Here is one example that might explain why some of the powers that be like limited liability and shell companies:
https://www.bbc.com/news/uk-58780559
Politicians like to talk about the small entrepreneurs but I have the impression that rules and regulations that are supposedly put in place for the small young entrepreneur often benefit someone else much more.
Know Your Customer (KYC) and BOI (Beneficial Owner Information) might, if enforced, do some good. But I do not think that there will be meaningful enforcement, I believe there’ll be some theater so that it will look like something is done but the theater will mostly annoy the ones following the law and the ones who do not follow the law will barely notice it and are likely to continue as before.
There is currently some interest in some governments in trying to take assets from Russians. To do so then it would be necessary to trace who the BOI is of companies registered in some jurisdictions.
There is some noise about ‘rule of law’ and that is supposedly the reason why assets are not taken, possibly that is the one and only reason but possibly there are other reasons as well.
A theory which might well fall into tinfoil-hat wearing territory is that looking into BOI for companies registered in some jurisdictions might in addition to finding Russian BOI might also show some surprising and possibly unseemly accumulation of wealth by people who are not Russian. These people might not be able to explain how they came by this wealth.
The loophole used by powerful people is probably the loophole with the least chance of ever being closed.
It would be a bit embarrassing if some powerful and upstanding figures where caught using the same loopholes as some, deemed by these upstanding citizens, to be bad people. If that were to happen, would it be better or worse than the Profumo affair?

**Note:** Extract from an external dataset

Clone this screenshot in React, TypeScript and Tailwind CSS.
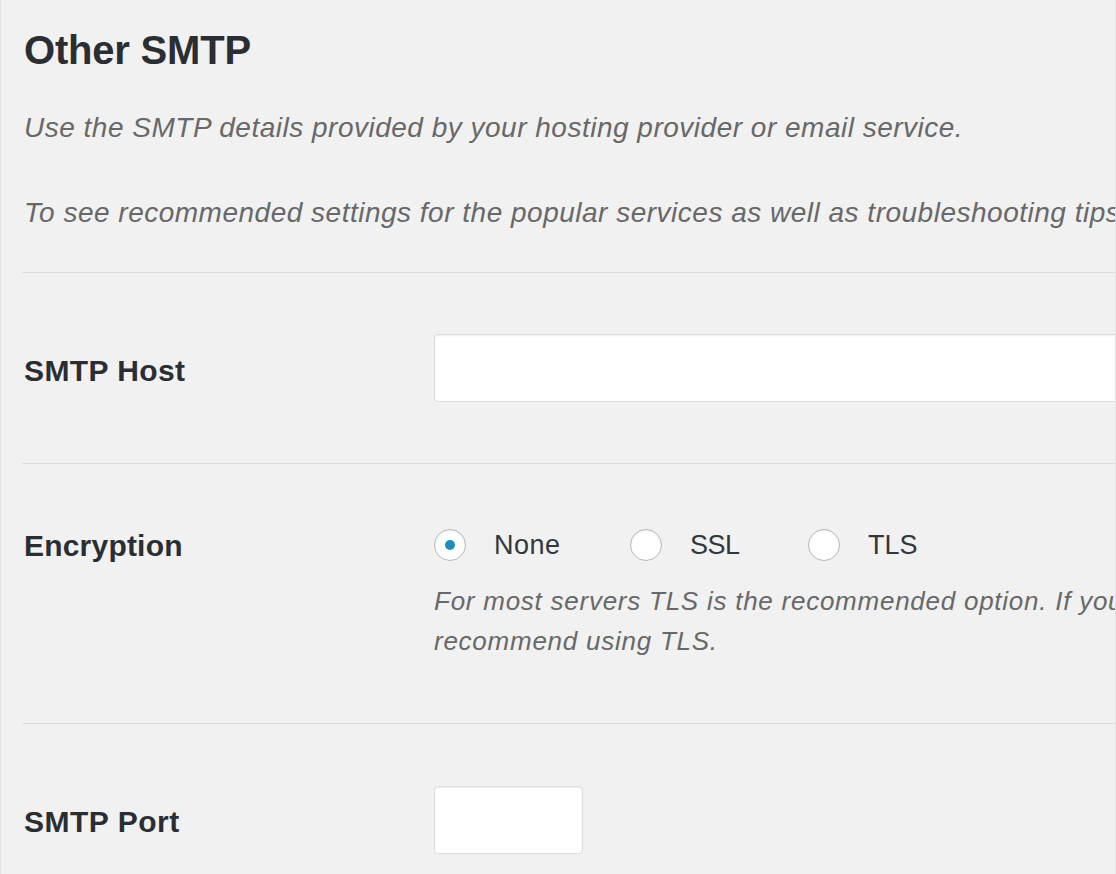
import React from "react";

function Radio({ checked }: { checked?: boolean }) {
  return (
    <span className="flex h-[32px] w-[32px] shrink-0 items-center justify-center rounded-full border border-[#b4b9be] bg-white shadow-[inset_0_1px_2px_rgba(0,0,0,0.07)]">
      {checked ? <span className="block h-[10px] w-[10px] rounded-full bg-[#1e8cbe]" /> : null}
    </span>
  );
}

export default function App() {
  return (
    <div
      className="h-[874px] w-[1116px] overflow-hidden border-x border-[#e2e2e2] bg-[#f1f1f1]"
      style={{ fontFamily: '"Liberation Sans", Arial, Helvetica, sans-serif' }}
    >
      <div className="w-[2000px] pl-[23px]">
        <h2 className="pt-[26px] text-[40px] font-bold leading-[48px] tracking-[-0.2px] text-[#2a2e33]">Other SMTP</h2>
        <p className="mt-[36px] whitespace-nowrap text-[28px] italic leading-[36px] tracking-[0.5px] text-[#686868]">
          Use the SMTP details provided by your hosting provider or email service.
        </p>
        <p className="mt-[49px] whitespace-nowrap text-[28px] italic leading-[36px] tracking-[0.5px] text-[#686868]">
          To see recommended settings for the popular services as well as troubleshooting tips, check out our SMTP documentation.
        </p>

        <div className="-ml-[2px] mt-[41px] border-t border-[#dcdcdc]">
          {/* SMTP Host */}
          <div className="flex items-start pl-[2px] pt-[61px] pb-[61px]">
            <div className="mt-[22px] w-[410px] shrink-0 text-[30px] font-bold leading-[30px] tracking-[0.4px] text-[#2a2e33]">SMTP Host</div>
            <div className="h-[68px] w-[900px] rounded-[4px] border border-[#dddddd] bg-white shadow-[inset_0_1px_2px_rgba(0,0,0,0.07)]" />
          </div>

          {/* Encryption */}
          <div className="flex items-start border-t border-[#dcdcdc] pl-[2px] pt-[65px] pb-[62px]">
            <div className="mt-[2px] w-[410px] shrink-0 text-[30px] font-bold leading-[30px] tracking-[0.2px] text-[#2a2e33]">Encryption</div>
            <div>
              <div className="flex h-[32px] items-center text-[27px] text-[#32373c]">
                <label className="flex w-[196px] items-center gap-[28px]">
                  <Radio checked />
                  <span className="tracking-[0.5px]">None</span>
                </label>
                <label className="flex w-[178px] items-center gap-[28px]">
                  <Radio />
                  <span className="tracking-[-0.5px]">SSL</span>
                </label>
                <label className="flex items-center gap-[28px]">
                  <Radio />
                  <span>TLS</span>
                </label>
              </div>
              <p className="mt-[20px] whitespace-nowrap text-[26px] italic leading-[40px] tracking-[0.75px] text-[#686868]">
                For most servers TLS is the recommended option. If your SMTP provider offers both SSL and TLS options, we
                <br />
                recommend using TLS.
              </p>
            </div>
          </div>

          {/* SMTP Port */}
          <div className="flex items-start border-t border-[#dcdcdc] pl-[2px] pt-[62px] pb-[40px]">
            <div className="mt-[21px] w-[410px] shrink-0 text-[30px] font-bold leading-[30px] tracking-[0.5px] text-[#2a2e33]">SMTP Port</div>
            <div className="h-[68px] w-[149px] rounded-[4px] border border-[#dddddd] bg-white shadow-[inset_0_1px_2px_rgba(0,0,0,0.07)]" />
          </div>
        </div>
      </div>
    </div>
  );
}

https://en.wikipedia.org/wiki/Profumo_affair
I really miss Bill Blacks commentary on such hijinks.
I’m not a lawyer, but it looks like the Beneficial Ownership Information reporting requirements has some massive loopholes you could drive a freight train through.
Exemptions that would seem easy to exploit:
– Non Profit or Tax Exempt organizations
– Private entities that exists to primarily support said Non-Profit/Tax Exempt organizations
And the doosy of them all…
– Large Operating Companies where large is defined as having 20+ full time employees with at least 1 physical location in the USA, files taxes and has non-foreign revenues of $5M or more.

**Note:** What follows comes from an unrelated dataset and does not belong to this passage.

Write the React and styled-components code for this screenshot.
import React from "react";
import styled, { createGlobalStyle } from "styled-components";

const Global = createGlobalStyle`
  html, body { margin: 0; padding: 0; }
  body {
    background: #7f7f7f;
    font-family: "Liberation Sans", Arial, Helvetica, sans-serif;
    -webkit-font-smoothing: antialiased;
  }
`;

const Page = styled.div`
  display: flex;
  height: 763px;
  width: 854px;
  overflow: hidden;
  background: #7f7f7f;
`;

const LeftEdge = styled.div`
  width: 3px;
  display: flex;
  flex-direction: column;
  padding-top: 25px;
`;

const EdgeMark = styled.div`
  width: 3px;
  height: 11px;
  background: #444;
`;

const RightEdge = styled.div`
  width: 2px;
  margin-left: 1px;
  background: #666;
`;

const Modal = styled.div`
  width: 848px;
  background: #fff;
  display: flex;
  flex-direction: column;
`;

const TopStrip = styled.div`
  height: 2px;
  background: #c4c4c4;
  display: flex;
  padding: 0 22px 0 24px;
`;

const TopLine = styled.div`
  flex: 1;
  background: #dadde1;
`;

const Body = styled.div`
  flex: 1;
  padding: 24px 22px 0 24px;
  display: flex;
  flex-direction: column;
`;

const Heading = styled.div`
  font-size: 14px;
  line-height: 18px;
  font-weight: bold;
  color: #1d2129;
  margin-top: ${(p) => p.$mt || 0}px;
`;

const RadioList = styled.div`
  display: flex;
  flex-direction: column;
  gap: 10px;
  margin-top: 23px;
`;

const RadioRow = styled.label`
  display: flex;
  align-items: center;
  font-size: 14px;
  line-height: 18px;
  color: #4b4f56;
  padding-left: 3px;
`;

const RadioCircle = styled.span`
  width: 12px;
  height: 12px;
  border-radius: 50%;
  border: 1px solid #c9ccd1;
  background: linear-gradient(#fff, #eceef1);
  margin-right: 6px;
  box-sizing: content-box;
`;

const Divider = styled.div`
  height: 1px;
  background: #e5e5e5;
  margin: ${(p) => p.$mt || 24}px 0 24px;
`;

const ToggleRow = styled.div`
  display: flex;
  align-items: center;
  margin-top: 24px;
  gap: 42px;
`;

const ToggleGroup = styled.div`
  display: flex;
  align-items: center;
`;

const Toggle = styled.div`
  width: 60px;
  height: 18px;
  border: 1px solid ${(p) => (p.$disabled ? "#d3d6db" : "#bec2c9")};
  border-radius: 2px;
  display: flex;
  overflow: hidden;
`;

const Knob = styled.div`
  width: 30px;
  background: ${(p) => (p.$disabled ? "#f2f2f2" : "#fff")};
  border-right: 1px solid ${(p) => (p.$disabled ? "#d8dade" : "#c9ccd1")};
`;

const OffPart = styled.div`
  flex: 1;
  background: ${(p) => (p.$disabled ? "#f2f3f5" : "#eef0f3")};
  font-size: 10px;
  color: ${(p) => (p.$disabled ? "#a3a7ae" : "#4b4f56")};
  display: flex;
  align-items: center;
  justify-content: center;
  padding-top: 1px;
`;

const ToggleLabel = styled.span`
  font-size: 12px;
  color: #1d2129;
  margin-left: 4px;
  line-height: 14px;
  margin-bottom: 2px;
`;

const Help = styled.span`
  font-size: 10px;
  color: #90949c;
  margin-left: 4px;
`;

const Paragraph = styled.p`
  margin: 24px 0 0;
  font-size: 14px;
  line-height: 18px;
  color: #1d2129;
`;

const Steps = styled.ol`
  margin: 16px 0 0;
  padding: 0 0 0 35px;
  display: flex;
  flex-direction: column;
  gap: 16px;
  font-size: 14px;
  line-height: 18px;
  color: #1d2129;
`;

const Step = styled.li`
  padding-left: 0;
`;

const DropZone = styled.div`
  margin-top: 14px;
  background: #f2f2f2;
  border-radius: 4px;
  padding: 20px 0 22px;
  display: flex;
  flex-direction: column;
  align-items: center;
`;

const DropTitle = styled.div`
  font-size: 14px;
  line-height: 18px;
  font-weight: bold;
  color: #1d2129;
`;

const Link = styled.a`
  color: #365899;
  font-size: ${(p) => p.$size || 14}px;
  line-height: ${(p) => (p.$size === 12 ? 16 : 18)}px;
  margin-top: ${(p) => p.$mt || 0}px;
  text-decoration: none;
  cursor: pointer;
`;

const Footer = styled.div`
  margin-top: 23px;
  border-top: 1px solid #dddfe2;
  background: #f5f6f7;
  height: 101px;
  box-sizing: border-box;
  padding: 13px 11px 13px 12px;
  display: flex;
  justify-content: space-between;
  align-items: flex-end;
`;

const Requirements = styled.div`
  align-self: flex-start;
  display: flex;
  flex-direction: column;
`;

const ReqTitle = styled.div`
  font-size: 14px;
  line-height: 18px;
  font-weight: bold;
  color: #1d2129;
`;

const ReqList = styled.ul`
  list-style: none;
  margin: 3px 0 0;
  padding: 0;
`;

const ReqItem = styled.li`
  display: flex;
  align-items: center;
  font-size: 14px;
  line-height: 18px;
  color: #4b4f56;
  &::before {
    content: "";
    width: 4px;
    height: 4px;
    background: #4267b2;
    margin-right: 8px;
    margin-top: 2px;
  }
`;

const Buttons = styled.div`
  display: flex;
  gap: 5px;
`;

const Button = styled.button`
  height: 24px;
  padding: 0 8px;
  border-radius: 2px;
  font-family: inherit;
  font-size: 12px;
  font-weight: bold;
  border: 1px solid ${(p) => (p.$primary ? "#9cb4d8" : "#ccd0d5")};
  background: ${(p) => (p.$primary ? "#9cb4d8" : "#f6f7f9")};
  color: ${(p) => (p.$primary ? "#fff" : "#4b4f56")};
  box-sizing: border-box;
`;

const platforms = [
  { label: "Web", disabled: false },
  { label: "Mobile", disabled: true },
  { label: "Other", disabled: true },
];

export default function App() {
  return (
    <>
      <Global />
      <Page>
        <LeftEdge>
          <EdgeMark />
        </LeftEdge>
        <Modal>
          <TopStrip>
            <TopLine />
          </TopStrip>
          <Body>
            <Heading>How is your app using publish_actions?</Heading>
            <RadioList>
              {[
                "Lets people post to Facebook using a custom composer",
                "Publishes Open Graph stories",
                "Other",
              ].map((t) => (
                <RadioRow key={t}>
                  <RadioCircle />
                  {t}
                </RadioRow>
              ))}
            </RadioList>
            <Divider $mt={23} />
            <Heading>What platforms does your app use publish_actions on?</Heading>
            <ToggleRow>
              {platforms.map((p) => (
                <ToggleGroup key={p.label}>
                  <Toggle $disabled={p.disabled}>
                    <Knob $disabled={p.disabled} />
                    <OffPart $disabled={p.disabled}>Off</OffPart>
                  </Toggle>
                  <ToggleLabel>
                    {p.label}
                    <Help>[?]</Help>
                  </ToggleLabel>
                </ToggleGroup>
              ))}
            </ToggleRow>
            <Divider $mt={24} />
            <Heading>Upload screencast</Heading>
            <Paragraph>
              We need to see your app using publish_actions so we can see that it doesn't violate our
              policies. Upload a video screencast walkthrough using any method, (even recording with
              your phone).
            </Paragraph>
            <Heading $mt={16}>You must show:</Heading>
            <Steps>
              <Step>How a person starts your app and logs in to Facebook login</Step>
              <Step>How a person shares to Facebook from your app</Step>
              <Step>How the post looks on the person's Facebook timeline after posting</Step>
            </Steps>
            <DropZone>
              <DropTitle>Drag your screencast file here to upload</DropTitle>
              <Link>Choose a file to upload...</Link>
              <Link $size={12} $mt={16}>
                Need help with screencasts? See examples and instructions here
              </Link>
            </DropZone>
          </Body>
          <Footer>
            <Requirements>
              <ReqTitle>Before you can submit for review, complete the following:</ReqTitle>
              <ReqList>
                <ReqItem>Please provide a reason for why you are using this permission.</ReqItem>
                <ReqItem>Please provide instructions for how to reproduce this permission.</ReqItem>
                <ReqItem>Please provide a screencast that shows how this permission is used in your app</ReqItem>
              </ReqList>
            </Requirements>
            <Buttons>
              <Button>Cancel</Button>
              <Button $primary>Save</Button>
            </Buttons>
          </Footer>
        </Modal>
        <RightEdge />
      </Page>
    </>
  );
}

Also, a trust does not qualify as a Beneficial Owner and not all trust are required to be a BOI reporting entity because not all states require trusts to be filed in a manner covered by the definition of a required BOI reporting entity.
It seems one could easily create a layering of entities that would still prevent the actual end BO from being disclosed.
That is because not for profits in the US are subject to a LOT of compliance. That is why NC Is not a not for profit. We can’t afford the large time cost. FinCEN already knows a ton about them.
They are absolutely not a way to hide what you are up to.